Prompt: Exactly repeat the material, dropping every picture from the copy.

Data block:
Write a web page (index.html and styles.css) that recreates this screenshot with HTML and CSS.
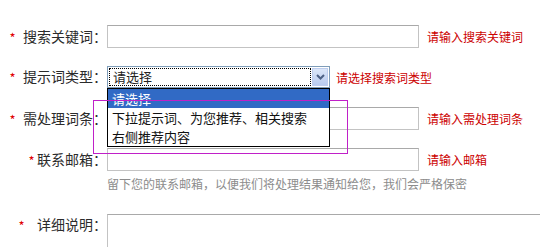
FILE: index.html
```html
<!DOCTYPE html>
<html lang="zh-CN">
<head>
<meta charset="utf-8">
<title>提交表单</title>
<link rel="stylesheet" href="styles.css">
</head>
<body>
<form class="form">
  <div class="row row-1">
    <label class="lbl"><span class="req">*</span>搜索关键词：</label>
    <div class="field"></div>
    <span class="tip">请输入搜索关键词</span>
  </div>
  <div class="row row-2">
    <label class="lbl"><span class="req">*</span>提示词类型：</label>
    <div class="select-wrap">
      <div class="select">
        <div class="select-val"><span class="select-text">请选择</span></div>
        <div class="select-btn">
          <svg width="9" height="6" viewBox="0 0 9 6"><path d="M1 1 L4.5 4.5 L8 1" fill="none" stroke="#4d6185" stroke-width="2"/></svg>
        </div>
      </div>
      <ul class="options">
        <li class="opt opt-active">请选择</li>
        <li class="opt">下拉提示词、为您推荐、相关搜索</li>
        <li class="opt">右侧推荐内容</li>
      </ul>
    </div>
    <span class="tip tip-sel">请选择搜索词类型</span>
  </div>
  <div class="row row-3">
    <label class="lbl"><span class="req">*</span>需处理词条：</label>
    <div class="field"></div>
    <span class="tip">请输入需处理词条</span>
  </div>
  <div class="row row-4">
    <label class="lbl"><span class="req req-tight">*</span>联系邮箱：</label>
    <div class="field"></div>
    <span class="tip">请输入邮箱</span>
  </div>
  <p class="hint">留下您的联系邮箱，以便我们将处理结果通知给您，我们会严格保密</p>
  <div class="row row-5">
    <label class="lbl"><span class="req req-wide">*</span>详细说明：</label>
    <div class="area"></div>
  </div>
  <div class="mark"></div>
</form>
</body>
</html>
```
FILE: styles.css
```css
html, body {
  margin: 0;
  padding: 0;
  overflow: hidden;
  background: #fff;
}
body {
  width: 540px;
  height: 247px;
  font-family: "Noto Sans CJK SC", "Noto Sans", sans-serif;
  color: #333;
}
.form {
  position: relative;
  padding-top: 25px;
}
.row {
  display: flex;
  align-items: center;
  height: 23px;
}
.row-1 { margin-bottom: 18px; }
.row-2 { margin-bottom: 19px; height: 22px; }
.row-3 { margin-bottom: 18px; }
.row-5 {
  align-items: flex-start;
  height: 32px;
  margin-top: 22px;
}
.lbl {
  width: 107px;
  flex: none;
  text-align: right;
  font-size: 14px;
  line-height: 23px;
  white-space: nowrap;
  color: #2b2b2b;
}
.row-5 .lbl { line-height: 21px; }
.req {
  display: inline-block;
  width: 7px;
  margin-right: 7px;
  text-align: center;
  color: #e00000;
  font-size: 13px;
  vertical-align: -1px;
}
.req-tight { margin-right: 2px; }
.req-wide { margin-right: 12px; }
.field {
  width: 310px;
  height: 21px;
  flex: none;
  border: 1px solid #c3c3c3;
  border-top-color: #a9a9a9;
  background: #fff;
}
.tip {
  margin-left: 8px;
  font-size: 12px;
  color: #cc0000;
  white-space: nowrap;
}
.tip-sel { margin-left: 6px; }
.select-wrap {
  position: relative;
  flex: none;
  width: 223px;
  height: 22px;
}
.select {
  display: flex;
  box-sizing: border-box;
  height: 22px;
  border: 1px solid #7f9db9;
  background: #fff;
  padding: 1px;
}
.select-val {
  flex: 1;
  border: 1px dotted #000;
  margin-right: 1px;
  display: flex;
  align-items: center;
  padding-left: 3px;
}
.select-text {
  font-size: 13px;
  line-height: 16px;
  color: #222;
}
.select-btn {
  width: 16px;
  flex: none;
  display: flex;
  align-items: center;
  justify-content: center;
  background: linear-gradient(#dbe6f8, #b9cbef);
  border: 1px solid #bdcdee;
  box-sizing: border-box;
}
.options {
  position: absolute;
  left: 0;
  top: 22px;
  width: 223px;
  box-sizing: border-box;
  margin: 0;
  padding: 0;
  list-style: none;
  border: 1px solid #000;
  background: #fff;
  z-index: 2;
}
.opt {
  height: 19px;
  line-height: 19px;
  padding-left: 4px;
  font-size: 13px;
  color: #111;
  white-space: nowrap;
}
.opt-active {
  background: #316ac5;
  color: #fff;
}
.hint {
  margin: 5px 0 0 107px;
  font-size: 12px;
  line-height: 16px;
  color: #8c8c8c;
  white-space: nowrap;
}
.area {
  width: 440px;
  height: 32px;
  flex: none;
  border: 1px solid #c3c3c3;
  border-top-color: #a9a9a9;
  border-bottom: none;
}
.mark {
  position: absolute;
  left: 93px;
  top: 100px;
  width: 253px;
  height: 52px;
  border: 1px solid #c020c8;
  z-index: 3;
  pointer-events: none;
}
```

Written solution:
Write a web page (index.html and styles.css) that recreates this screenshot with HTML and CSS.
FILE: index.html
```html
<!DOCTYPE html>
<html lang="zh-CN">
<head>
<meta charset="utf-8">
<title>提交表单</title>
<link rel="stylesheet" href="styles.css">
</head>
<body>
<form class="form">
  <div class="row row-1">
    <label class="lbl"><span class="req">*</span>搜索关键词：</label>
    <div class="field"></div>
    <span class="tip">请输入搜索关键词</span>
  </div>
  <div class="row row-2">
    <label class="lbl"><span class="req">*</span>提示词类型：</label>
    <div class="select-wrap">
      <div class="select">
        <div class="select-val"><span class="select-text">请选择</span></div>
        <div class="select-btn">
          <svg width="9" height="6" viewBox="0 0 9 6"><path d="M1 1 L4.5 4.5 L8 1" fill="none" stroke="#4d6185" stroke-width="2"/></svg>
        </div>
      </div>
      <ul class="options">
        <li class="opt opt-active">请选择</li>
        <li class="opt">下拉提示词、为您推荐、相关搜索</li>
        <li class="opt">右侧推荐内容</li>
      </ul>
    </div>
    <span class="tip tip-sel">请选择搜索词类型</span>
  </div>
  <div class="row row-3">
    <label class="lbl"><span class="req">*</span>需处理词条：</label>
    <div class="field"></div>
    <span class="tip">请输入需处理词条</span>
  </div>
  <div class="row row-4">
    <label class="lbl"><span class="req req-tight">*</span>联系邮箱：</label>
    <div class="field"></div>
    <span class="tip">请输入邮箱</span>
  </div>
  <p class="hint">留下您的联系邮箱，以便我们将处理结果通知给您，我们会严格保密</p>
  <div class="row row-5">
    <label class="lbl"><span class="req req-wide">*</span>详细说明：</label>
    <div class="area"></div>
  </div>
  <div class="mark"></div>
</form>
</body>
</html>
```
FILE: styles.css
```css
html, body {
  margin: 0;
  padding: 0;
  overflow: hidden;
  background: #fff;
}
body {
  width: 540px;
  height: 247px;
  font-family: "Noto Sans CJK SC", "Noto Sans", sans-serif;
  color: #333;
}
.form {
  position: relative;
  padding-top: 25px;
}
.row {
  display: flex;
  align-items: center;
  height: 23px;
}
.row-1 { margin-bottom: 18px; }
.row-2 { margin-bottom: 19px; height: 22px; }
.row-3 { margin-bottom: 18px; }
.row-5 {
  align-items: flex-start;
  height: 32px;
  margin-top: 22px;
}
.lbl {
  width: 107px;
  flex: none;
  text-align: right;
  font-size: 14px;
  line-height: 23px;
  white-space: nowrap;
  color: #2b2b2b;
}
.row-5 .lbl { line-height: 21px; }
.req {
  display: inline-block;
  width: 7px;
  margin-right: 7px;
  text-align: center;
  color: #e00000;
  font-size: 13px;
  vertical-align: -1px;
}
.req-tight { margin-right: 2px; }
.req-wide { margin-right: 12px; }
.field {
  width: 310px;
  height: 21px;
  flex: none;
  border: 1px solid #c3c3c3;
  border-top-color: #a9a9a9;
  background: #fff;
}
.tip {
  margin-left: 8px;
  font-size: 12px;
  color: #cc0000;
  white-space: nowrap;
}
.tip-sel { margin-left: 6px; }
.select-wrap {
  position: relative;
  flex: none;
  width: 223px;
  height: 22px;
}
.select {
  display: flex;
  box-sizing: border-box;
  height: 22px;
  border: 1px solid #7f9db9;
  background: #fff;
  padding: 1px;
}
.select-val {
  flex: 1;
  border: 1px dotted #000;
  margin-right: 1px;
  display: flex;
  align-items: center;
  padding-left: 3px;
}
.select-text {
  font-size: 13px;
  line-height: 16px;
  color: #222;
}
.select-btn {
  width: 16px;
  flex: none;
  display: flex;
  align-items: center;
  justify-content: center;
  background: linear-gradient(#dbe6f8, #b9cbef);
  border: 1px solid #bdcdee;
  box-sizing: border-box;
}
.options {
  position: absolute;
  left: 0;
  top: 22px;
  width: 223px;
  box-sizing: border-box;
  margin: 0;
  padding: 0;
  list-style: none;
  border: 1px solid #000;
  background: #fff;
  z-index: 2;
}
.opt {
  height: 19px;
  line-height: 19px;
  padding-left: 4px;
  font-size: 13px;
  color: #111;
  white-space: nowrap;
}
.opt-active {
  background: #316ac5;
  color: #fff;
}
.hint {
  margin: 5px 0 0 107px;
  font-size: 12px;
  line-height: 16px;
  color: #8c8c8c;
  white-space: nowrap;
}
.area {
  width: 440px;
  height: 32px;
  flex: none;
  border: 1px solid #c3c3c3;
  border-top-color: #a9a9a9;
  border-bottom: none;
}
.mark {
  position: absolute;
  left: 93px;
  top: 100px;
  width: 253px;
  height: 52px;
  border: 1px solid #c020c8;
  z-index: 3;
  pointer-events: none;
}
```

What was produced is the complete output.